# Ftp Server - FileZilla



## Nohh (12. Januar 2008)

hallo liebe user,
ich bin momentan dabei meinen eigenen FTP-Server aufzumachen, da mein richtiger mit Webspace gesperrt wurde.

Ich hab schon seit längerer Zeit meine DynDNS und die antwortet auch mit meiner IP !

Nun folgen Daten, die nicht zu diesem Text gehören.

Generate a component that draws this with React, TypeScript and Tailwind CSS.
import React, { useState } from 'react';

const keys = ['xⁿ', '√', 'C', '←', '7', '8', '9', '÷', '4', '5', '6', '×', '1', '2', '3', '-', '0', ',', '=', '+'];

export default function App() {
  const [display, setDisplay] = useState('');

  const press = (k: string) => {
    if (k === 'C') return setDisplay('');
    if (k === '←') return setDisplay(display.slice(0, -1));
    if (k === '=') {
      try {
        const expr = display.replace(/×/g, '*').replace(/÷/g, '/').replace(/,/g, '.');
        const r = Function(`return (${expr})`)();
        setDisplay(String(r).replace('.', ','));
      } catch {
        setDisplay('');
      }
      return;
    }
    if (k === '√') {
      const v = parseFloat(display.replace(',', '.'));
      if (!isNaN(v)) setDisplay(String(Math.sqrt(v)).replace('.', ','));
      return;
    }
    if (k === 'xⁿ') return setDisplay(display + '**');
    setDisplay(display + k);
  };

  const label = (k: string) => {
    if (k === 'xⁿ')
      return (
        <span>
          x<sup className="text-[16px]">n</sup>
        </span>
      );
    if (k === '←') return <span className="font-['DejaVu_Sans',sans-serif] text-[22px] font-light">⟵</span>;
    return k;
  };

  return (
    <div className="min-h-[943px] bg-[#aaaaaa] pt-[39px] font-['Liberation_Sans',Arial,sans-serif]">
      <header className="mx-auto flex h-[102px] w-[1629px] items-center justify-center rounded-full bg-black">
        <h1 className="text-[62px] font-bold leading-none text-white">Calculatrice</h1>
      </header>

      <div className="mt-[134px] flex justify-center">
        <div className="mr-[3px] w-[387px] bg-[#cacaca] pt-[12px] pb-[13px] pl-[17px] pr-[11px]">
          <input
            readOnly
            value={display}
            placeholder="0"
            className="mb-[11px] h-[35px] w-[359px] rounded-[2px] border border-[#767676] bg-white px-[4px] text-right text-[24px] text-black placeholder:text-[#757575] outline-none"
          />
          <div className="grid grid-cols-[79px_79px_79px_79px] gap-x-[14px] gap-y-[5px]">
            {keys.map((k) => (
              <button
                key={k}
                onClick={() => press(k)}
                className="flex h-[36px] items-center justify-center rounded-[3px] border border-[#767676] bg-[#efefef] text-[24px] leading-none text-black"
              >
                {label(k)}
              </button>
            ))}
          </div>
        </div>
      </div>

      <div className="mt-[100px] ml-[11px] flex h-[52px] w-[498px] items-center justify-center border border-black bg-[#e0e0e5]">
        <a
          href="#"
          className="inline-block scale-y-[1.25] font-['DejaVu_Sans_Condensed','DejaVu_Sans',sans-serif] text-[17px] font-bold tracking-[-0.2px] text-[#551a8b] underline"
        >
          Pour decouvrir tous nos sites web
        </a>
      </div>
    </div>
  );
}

Ich hab also einen Server eingerichtet, Port: 21 auf meinen Privat-PC freigegeben TCP/UDP... ich habe ein Verzeichnis auf C:\ eingerichtet für die User C:\downloading nur Read-Rechte gegeben und einen User freigeschaltet

User: lfb-root
pw: ***** ^^

und nunja, wenn ich jetzt über FileZilla Client connecten will über meine DNS und alles eintrage, User und PW gehts nicht und ich warte ewig, gebe ich meine Local-IP ein: 127.0.0.1 und die User-Daten, funktioniert alles wunderwar und ich sehe den Ordner mit den Files die ich vorher herein kopiert habe.

Meine Frage nun, was mache ich falsch?

Ich habe das Rätsel fast gelöst, bitte um Hilfe.

PC:
Service Pack 2 (Firewall deaktiviert)
Windows XP
Port 21 freigegeben im Router (Speedport W700V)

Thx
Euer
Nohh


----------



## Nohh (12. Januar 2008)

hi,
kennt sich denn keiner aus?

hab eben nochmal Port: 20 zusätzlich weitergeleitet.

Wo liegt das Problem?

MfG
Nohh


----------



## DNA23 (14. Januar 2008)

Hi, du kannst nich von deinem eigenen netzwerk (PC) mit deiner externen ip wieder auf deine eigene externen ip zugreifen. Du mußt jemanden im netz mit einer anderen ip adresse fragen der denn server testet.

Auf eigene server kommst du nur durch localhost, 127.0.0.1 oder die netzwerk ip.

mir fält gerade noch ein mit einem proxy gehts auch.


----------



## Rupi1212 (1. Februar 2010)

Hey Leute!
Ich hätt mal ne Frage!

Und zwar der FileZilla Server, ist das ein Internetserver oder nur ein Heimserver?


----------



## Dr Dau (1. Februar 2010)

Hallo!

Wenn Du am Router eine Port-Weiterleitung (normalerweise Port 21) zu FileZilla einrichtest, dann ist er auch über das Internet erreichbar.

Gruss Dr Dau


----------



## Rupi1212 (1. Februar 2010)

Ich habe keinen Router! Ich hab ein HSDPA Modem! Kann das sein, dass es deshalb nicht funktioniert?


----------



## Dr Dau (1. Februar 2010)

Bei einem Modem sollte es eigentlich möglich sein direkt auf den Server zuzugreifen.
Mir ist allerdings nicht bekannt das es Modems gibt die "Loopback" unterstützen, Du kannst also über Deine Internetverbindung nicht auf Dich selbst zugreifen.
Für einen schnellen Test, ob der Server erreichbar ist, würde ich es von einem fremden PC (der eine eigene Internetverbindung nutzt) versuchen.
Auf dauer kann man auch den Weg über einen externen transparenten Proxy gehen.


----------